• WORK TO BE COMPLETED:
Write out the data below exactly as given, without any of its pictures.

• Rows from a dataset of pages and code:
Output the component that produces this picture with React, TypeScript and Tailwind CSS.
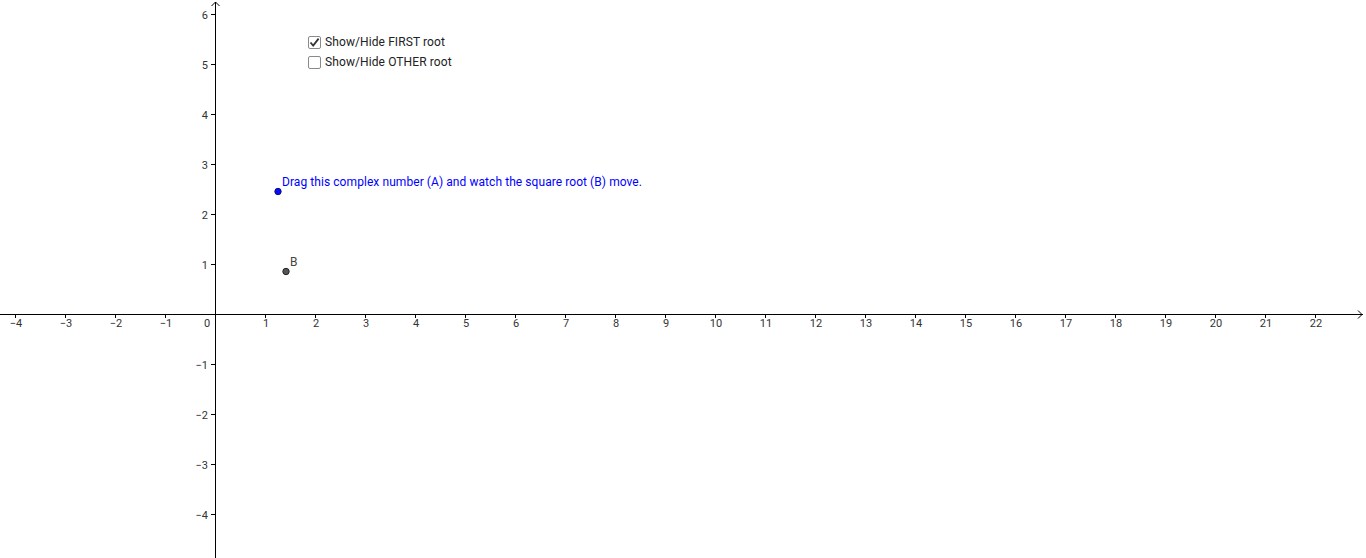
import React from 'react';

const W = 1366;
const H = 558;
const OX = 215;
const OY = 314;
const U = 50;

const xs = Array.from({ length: 27 }, (_, i) => i - 4);
const ys = [-4, -3, -2, -1, 1, 2, 3, 4, 5, 6];

const fmt = (n: number) => (n < 0 ? `\u2212${-n}` : `${n}`);

function Check({ checked, label }: { checked: boolean; label: string }) {
  return (
    <div className="flex items-center gap-[4px] h-[20px]">
      <div className="w-[13px] h-[13px] border border-[#8a8a8a] rounded-[2px] bg-white flex items-center justify-center">
        {checked && (
          <svg width="11" height="11" viewBox="0 0 11 11">
            <path d="M1.5 5.5 L4.2 8.6 L9.6 1.6" fill="none" stroke="#333" strokeWidth="1.8" />
          </svg>
        )}
      </div>
      <span className="text-[12px] text-[#222] leading-none tracking-[0.1px]">{label}</span>
    </div>
  );
}

export default function App() {
  return (
    <div className="relative w-[1366px] h-[558px] bg-white overflow-hidden" style={{ fontFamily: 'Roboto, "Liberation Sans", sans-serif' }}>
      <svg width={W} height={H} className="absolute left-0 top-0">
        {/* axes */}
        <line x1={0} y1={OY + 0.5} x2={W - 3} y2={OY + 0.5} stroke="#000" strokeWidth="1" />
        <line x1={OX + 0.5} y1={2} x2={OX + 0.5} y2={H} stroke="#000" strokeWidth="1" />
        <path d={`M${W - 8} ${OY - 3.5} L${W - 4} ${OY + 0.5} L${W - 8} ${OY + 4.5}`} fill="none" stroke="#000" strokeWidth="1" />
        <path d={`M${OX - 3.5} 6 L${OX + 0.5} 2 L${OX + 4.5} 6`} fill="none" stroke="#000" strokeWidth="1" />

        {xs.filter((k) => k !== 0).map((k) => (
          <g key={`x${k}`}>
            <line x1={OX + k * U + 0.5} y1={OY} x2={OX + k * U + 0.5} y2={OY + 4} stroke="#000" />
            <text x={OX + k * U + 1} y={OY + 13} fontSize="11" textAnchor="middle" fill="#333">
              {fmt(k)}
            </text>
          </g>
        ))}
        <text x={207} y={OY + 13} fontSize="11" textAnchor="middle" fill="#333">0</text>

        {ys.map((k) => (
          <g key={`y${k}`}>
            <line x1={OX - 4} y1={OY - k * U + 0.5} x2={OX} y2={OY - k * U + 0.5} stroke="#000" />
            <text x={OX - 7} y={OY - k * U + 4.5} fontSize="11" textAnchor="end" fill="#333">
              {fmt(k)}
            </text>
          </g>
        ))}

        {/* points */}
        <circle cx={278} cy={191.5} r={3.2} fill="#0a0aff" stroke="#101070" strokeWidth="1" />
        <circle cx={286} cy={271.5} r={3.2} fill="#555" stroke="#222" strokeWidth="1" />
        <text x={290} y={266} fontSize="12" fill="#444">B</text>
        <text x={282} y={186} fontSize="12" fill="#0000ff" letterSpacing="0.07">
          Drag this complex number (A) and watch the square root (B) move.
        </text>
      </svg>

      <div className="absolute left-[308px] top-[32px] flex flex-col">
        <Check checked label="Show/Hide FIRST root" />
        <Check checked={false} label="Show/Hide OTHER root" />
      </div>
    </div>
  );
}
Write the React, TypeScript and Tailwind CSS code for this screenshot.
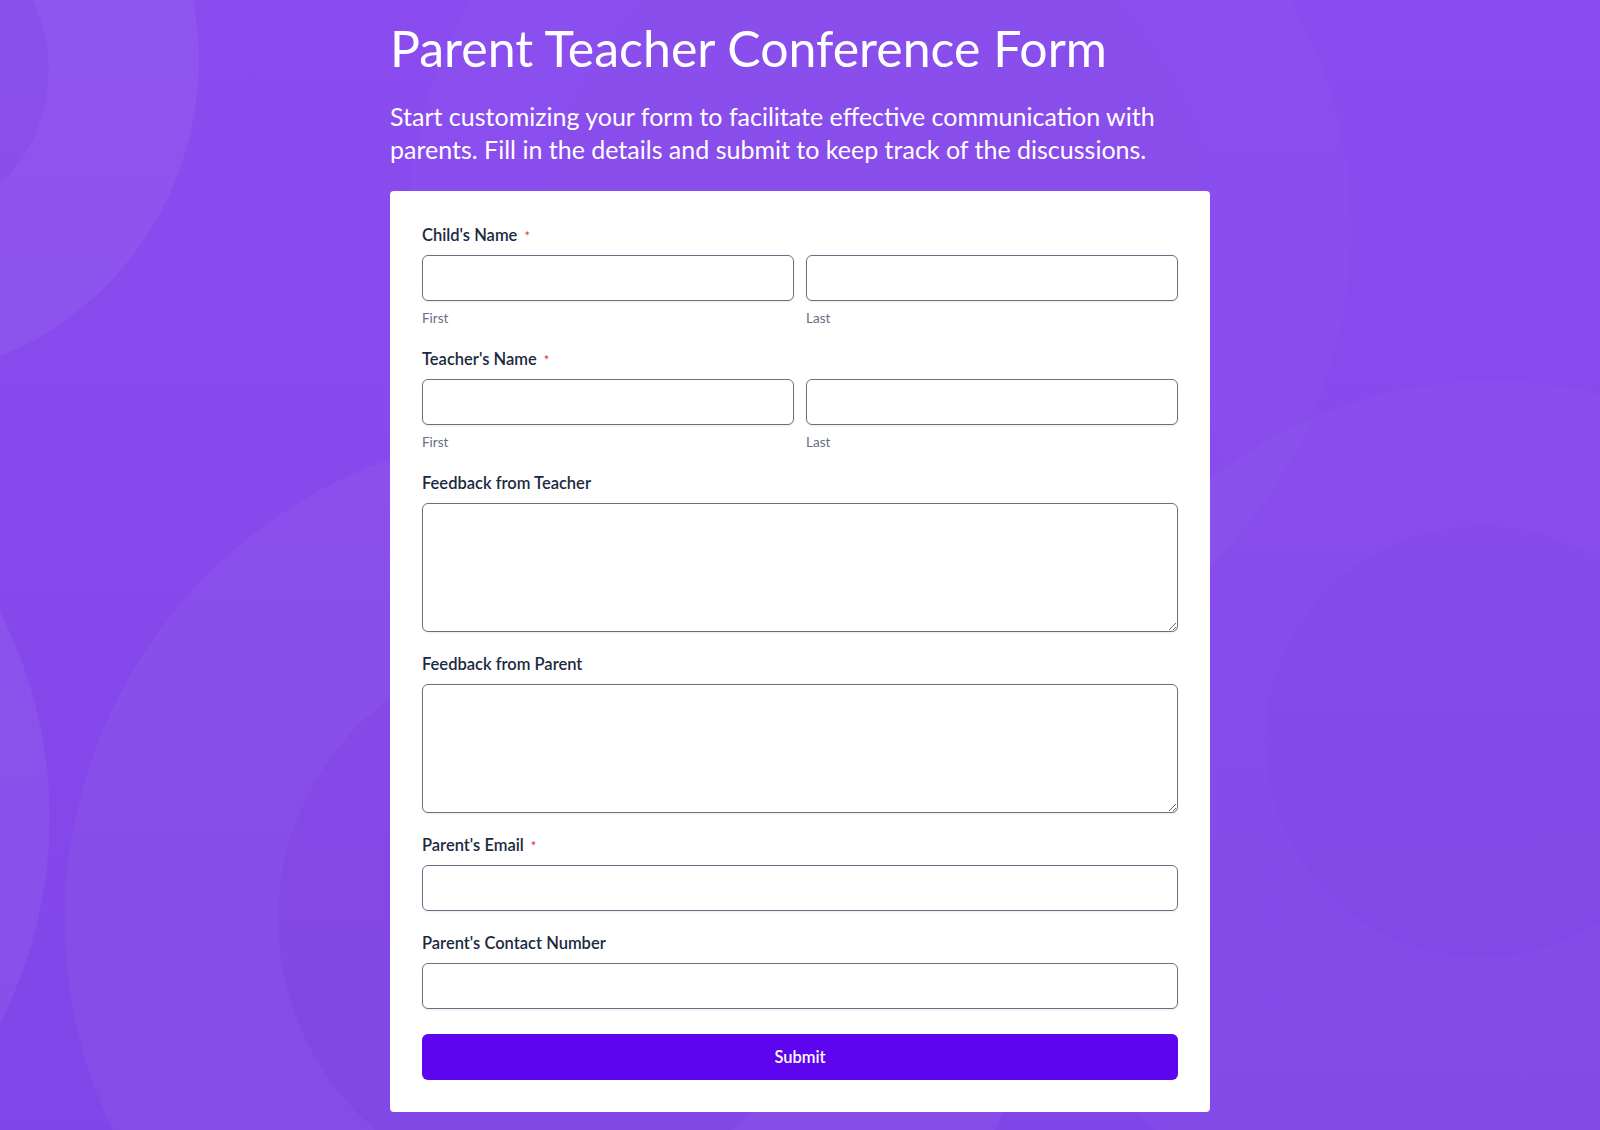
import React from "react";

function Background() {
  return (
    <svg
      className="absolute inset-0 w-full h-full pointer-events-none"
      viewBox="0 0 1600 1130"
      preserveAspectRatio="xMidYMid slice"
      aria-hidden="true"
    >
      <defs>
        <linearGradient id="bgGrad" x1="0" y1="0" x2="0" y2="1">
          <stop offset="0" stopColor="#8a4cef" />
          <stop offset="1" stopColor="#8146e8" />
        </linearGradient>
      </defs>
      <rect x="0" y="0" width="1600" height="1130" fill="url(#bgGrad)" />
      {/* top middle faint ring */}
      <circle cx="880" cy="230" r="470" fill="#ffffff" fillOpacity="0.018" />
      <circle cx="880" cy="230" r="330" fill="#000000" fillOpacity="0.012" />
      {/* top-left */}
      <circle cx="-120" cy="60" r="320" fill="#ffffff" fillOpacity="0.05" />
      <circle cx="-110" cy="70" r="160" fill="#5a1fc8" fillOpacity="0.09" />
      {/* left middle */}
      <circle cx="-400" cy="816" r="451" fill="#ffffff" fillOpacity="0.05" />
      {/* bottom big ring */}
      <circle cx="554" cy="918" r="488" fill="#ffffff" fillOpacity="0.035" />
      <circle cx="554" cy="918" r="275" fill="#5a1fc8" fillOpacity="0.08" />
      {/* right ring */}
      <circle cx="1490" cy="830" r="450" fill="#ffffff" fillOpacity="0.025" />
      <circle cx="1480" cy="740" r="215" fill="#5a1fc8" fillOpacity="0.05" />
    </svg>
  );
}

function Label({ text, required }: { text: string; required?: boolean }) {
  return (
    <div className="flex items-center h-6 mb-2 text-[16.5px] leading-6 font-semibold text-[#1c2a40]">
      <span>{text}</span>
      {required && (
        <span className="ml-[7px] mt-[3px] text-[13px] leading-none text-[#d8342a] font-normal">*</span>
      )}
    </div>
  );
}

const inputCls =
  "block w-full h-[46px] rounded-[6px] border border-[#687083] bg-white shadow-[0_1px_2px_rgba(0,0,0,0.08)] outline-none px-3 text-[16px]";

function NameField({ label }: { label: string }) {
  return (
    <div>
      <Label text={label} required />
      <div className="grid grid-cols-2 gap-3">
        <div>
          <input className={inputCls} type="text" />
          <div className="mt-2 text-[13.5px] leading-[18px] text-[#687083]">First</div>
        </div>
        <div>
          <input className={inputCls} type="text" />
          <div className="mt-2 text-[13.5px] leading-[18px] text-[#687083]">Last</div>
        </div>
      </div>
    </div>
  );
}

export default function App() {
  return (
    <div
      className="relative min-h-screen w-full overflow-hidden"
      style={{ fontFamily: "Lato, 'Noto Sans', sans-serif" }}
    >
      <Background />
      <div className="relative mx-auto w-[820px] pt-[18px] pb-5">
        <h1 className="text-[50px] leading-[1.2] font-normal text-white">
          Parent Teacher Conference Form
        </h1>
        <p className="mt-[22px] text-[25px] leading-[33px] text-white w-[790px]">
          Start customizing your form to facilitate effective communication with parents. Fill in
          the details and submit to keep track of the discussions.
        </p>
        <div className="mt-[25px] bg-white rounded-[4px] px-8 pt-8 pb-8">
          <div className="flex flex-col gap-5">
            <NameField label="Child's Name" />
            <NameField label="Teacher's Name" />
            <div>
              <Label text="Feedback from Teacher" />
              <textarea className="block w-full h-[129px] rounded-[6px] border border-[#687083] bg-white shadow-[0_1px_2px_rgba(0,0,0,0.08)] outline-none p-3 text-[16px]" />
            </div>
            <div>
              <Label text="Feedback from Parent" />
              <textarea className="block w-full h-[129px] rounded-[6px] border border-[#687083] bg-white shadow-[0_1px_2px_rgba(0,0,0,0.08)] outline-none p-3 text-[16px]" />
            </div>
            <div>
              <Label text="Parent's Email" required />
              <input className={inputCls} type="email" />
            </div>
            <div>
              <Label text="Parent's Contact Number" />
              <input className={inputCls} type="tel" />
            </div>
          </div>
          <button
            type="button"
            className="mt-[25px] block w-full h-[46px] rounded-[6px] bg-[#5d05ee] text-white text-[16.5px] font-semibold"
          >
            Submit
          </button>
        </div>
      </div>
    </div>
  );
}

• EXERCISE RESULT:
Output the component that produces this picture with React, TypeScript and Tailwind CSS.
import React from 'react';

const W = 1366;
const H = 558;
const OX = 215;
const OY = 314;
const U = 50;

const xs = Array.from({ length: 27 }, (_, i) => i - 4);
const ys = [-4, -3, -2, -1, 1, 2, 3, 4, 5, 6];

const fmt = (n: number) => (n < 0 ? `\u2212${-n}` : `${n}`);

function Check({ checked, label }: { checked: boolean; label: string }) {
  return (
    <div className="flex items-center gap-[4px] h-[20px]">
      <div className="w-[13px] h-[13px] border border-[#8a8a8a] rounded-[2px] bg-white flex items-center justify-center">
        {checked && (
          <svg width="11" height="11" viewBox="0 0 11 11">
            <path d="M1.5 5.5 L4.2 8.6 L9.6 1.6" fill="none" stroke="#333" strokeWidth="1.8" />
          </svg>
        )}
      </div>
      <span className="text-[12px] text-[#222] leading-none tracking-[0.1px]">{label}</span>
    </div>
  );
}

export default function App() {
  return (
    <div className="relative w-[1366px] h-[558px] bg-white overflow-hidden" style={{ fontFamily: 'Roboto, "Liberation Sans", sans-serif' }}>
      <svg width={W} height={H} className="absolute left-0 top-0">
        {/* axes */}
        <line x1={0} y1={OY + 0.5} x2={W - 3} y2={OY + 0.5} stroke="#000" strokeWidth="1" />
        <line x1={OX + 0.5} y1={2} x2={OX + 0.5} y2={H} stroke="#000" strokeWidth="1" />
        <path d={`M${W - 8} ${OY - 3.5} L${W - 4} ${OY + 0.5} L${W - 8} ${OY + 4.5}`} fill="none" stroke="#000" strokeWidth="1" />
        <path d={`M${OX - 3.5} 6 L${OX + 0.5} 2 L${OX + 4.5} 6`} fill="none" stroke="#000" strokeWidth="1" />

        {xs.filter((k) => k !== 0).map((k) => (
          <g key={`x${k}`}>
            <line x1={OX + k * U + 0.5} y1={OY} x2={OX + k * U + 0.5} y2={OY + 4} stroke="#000" />
            <text x={OX + k * U + 1} y={OY + 13} fontSize="11" textAnchor="middle" fill="#333">
              {fmt(k)}
            </text>
          </g>
        ))}
        <text x={207} y={OY + 13} fontSize="11" textAnchor="middle" fill="#333">0</text>

        {ys.map((k) => (
          <g key={`y${k}`}>
            <line x1={OX - 4} y1={OY - k * U + 0.5} x2={OX} y2={OY - k * U + 0.5} stroke="#000" />
            <text x={OX - 7} y={OY - k * U + 4.5} fontSize="11" textAnchor="end" fill="#333">
              {fmt(k)}
            </text>
          </g>
        ))}

        {/* points */}
        <circle cx={278} cy={191.5} r={3.2} fill="#0a0aff" stroke="#101070" strokeWidth="1" />
        <circle cx={286} cy={271.5} r={3.2} fill="#555" stroke="#222" strokeWidth="1" />
        <text x={290} y={266} fontSize="12" fill="#444">B</text>
        <text x={282} y={186} fontSize="12" fill="#0000ff" letterSpacing="0.07">
          Drag this complex number (A) and watch the square root (B) move.
        </text>
      </svg>

      <div className="absolute left-[308px] top-[32px] flex flex-col">
        <Check checked label="Show/Hide FIRST root" />
        <Check checked={false} label="Show/Hide OTHER root" />
      </div>
    </div>
  );
}
Write the React, TypeScript and Tailwind CSS code for this screenshot.
import React from "react";

function Background() {
  return (
    <svg
      className="absolute inset-0 w-full h-full pointer-events-none"
      viewBox="0 0 1600 1130"
      preserveAspectRatio="xMidYMid slice"
      aria-hidden="true"
    >
      <defs>
        <linearGradient id="bgGrad" x1="0" y1="0" x2="0" y2="1">
          <stop offset="0" stopColor="#8a4cef" />
          <stop offset="1" stopColor="#8146e8" />
        </linearGradient>
      </defs>
      <rect x="0" y="0" width="1600" height="1130" fill="url(#bgGrad)" />
      {/* top middle faint ring */}
      <circle cx="880" cy="230" r="470" fill="#ffffff" fillOpacity="0.018" />
      <circle cx="880" cy="230" r="330" fill="#000000" fillOpacity="0.012" />
      {/* top-left */}
      <circle cx="-120" cy="60" r="320" fill="#ffffff" fillOpacity="0.05" />
      <circle cx="-110" cy="70" r="160" fill="#5a1fc8" fillOpacity="0.09" />
      {/* left middle */}
      <circle cx="-400" cy="816" r="451" fill="#ffffff" fillOpacity="0.05" />
      {/* bottom big ring */}
      <circle cx="554" cy="918" r="488" fill="#ffffff" fillOpacity="0.035" />
      <circle cx="554" cy="918" r="275" fill="#5a1fc8" fillOpacity="0.08" />
      {/* right ring */}
      <circle cx="1490" cy="830" r="450" fill="#ffffff" fillOpacity="0.025" />
      <circle cx="1480" cy="740" r="215" fill="#5a1fc8" fillOpacity="0.05" />
    </svg>
  );
}

function Label({ text, required }: { text: string; required?: boolean }) {
  return (
    <div className="flex items-center h-6 mb-2 text-[16.5px] leading-6 font-semibold text-[#1c2a40]">
      <span>{text}</span>
      {required && (
        <span className="ml-[7px] mt-[3px] text-[13px] leading-none text-[#d8342a] font-normal">*</span>
      )}
    </div>
  );
}

const inputCls =
  "block w-full h-[46px] rounded-[6px] border border-[#687083] bg-white shadow-[0_1px_2px_rgba(0,0,0,0.08)] outline-none px-3 text-[16px]";

function NameField({ label }: { label: string }) {
  return (
    <div>
      <Label text={label} required />
      <div className="grid grid-cols-2 gap-3">
        <div>
          <input className={inputCls} type="text" />
          <div className="mt-2 text-[13.5px] leading-[18px] text-[#687083]">First</div>
        </div>
        <div>
          <input className={inputCls} type="text" />
          <div className="mt-2 text-[13.5px] leading-[18px] text-[#687083]">Last</div>
        </div>
      </div>
    </div>
  );
}

export default function App() {
  return (
    <div
      className="relative min-h-screen w-full overflow-hidden"
      style={{ fontFamily: "Lato, 'Noto Sans', sans-serif" }}
    >
      <Background />
      <div className="relative mx-auto w-[820px] pt-[18px] pb-5">
        <h1 className="text-[50px] leading-[1.2] font-normal text-white">
          Parent Teacher Conference Form
        </h1>
        <p className="mt-[22px] text-[25px] leading-[33px] text-white w-[790px]">
          Start customizing your form to facilitate effective communication with parents. Fill in
          the details and submit to keep track of the discussions.
        </p>
        <div className="mt-[25px] bg-white rounded-[4px] px-8 pt-8 pb-8">
          <div className="flex flex-col gap-5">
            <NameField label="Child's Name" />
            <NameField label="Teacher's Name" />
            <div>
              <Label text="Feedback from Teacher" />
              <textarea className="block w-full h-[129px] rounded-[6px] border border-[#687083] bg-white shadow-[0_1px_2px_rgba(0,0,0,0.08)] outline-none p-3 text-[16px]" />
            </div>
            <div>
              <Label text="Feedback from Parent" />
              <textarea className="block w-full h-[129px] rounded-[6px] border border-[#687083] bg-white shadow-[0_1px_2px_rgba(0,0,0,0.08)] outline-none p-3 text-[16px]" />
            </div>
            <div>
              <Label text="Parent's Email" required />
              <input className={inputCls} type="email" />
            </div>
            <div>
              <Label text="Parent's Contact Number" />
              <input className={inputCls} type="tel" />
            </div>
          </div>
          <button
            type="button"
            className="mt-[25px] block w-full h-[46px] rounded-[6px] bg-[#5d05ee] text-white text-[16.5px] font-semibold"
          >
            Submit
          </button>
        </div>
      </div>
    </div>
  );
}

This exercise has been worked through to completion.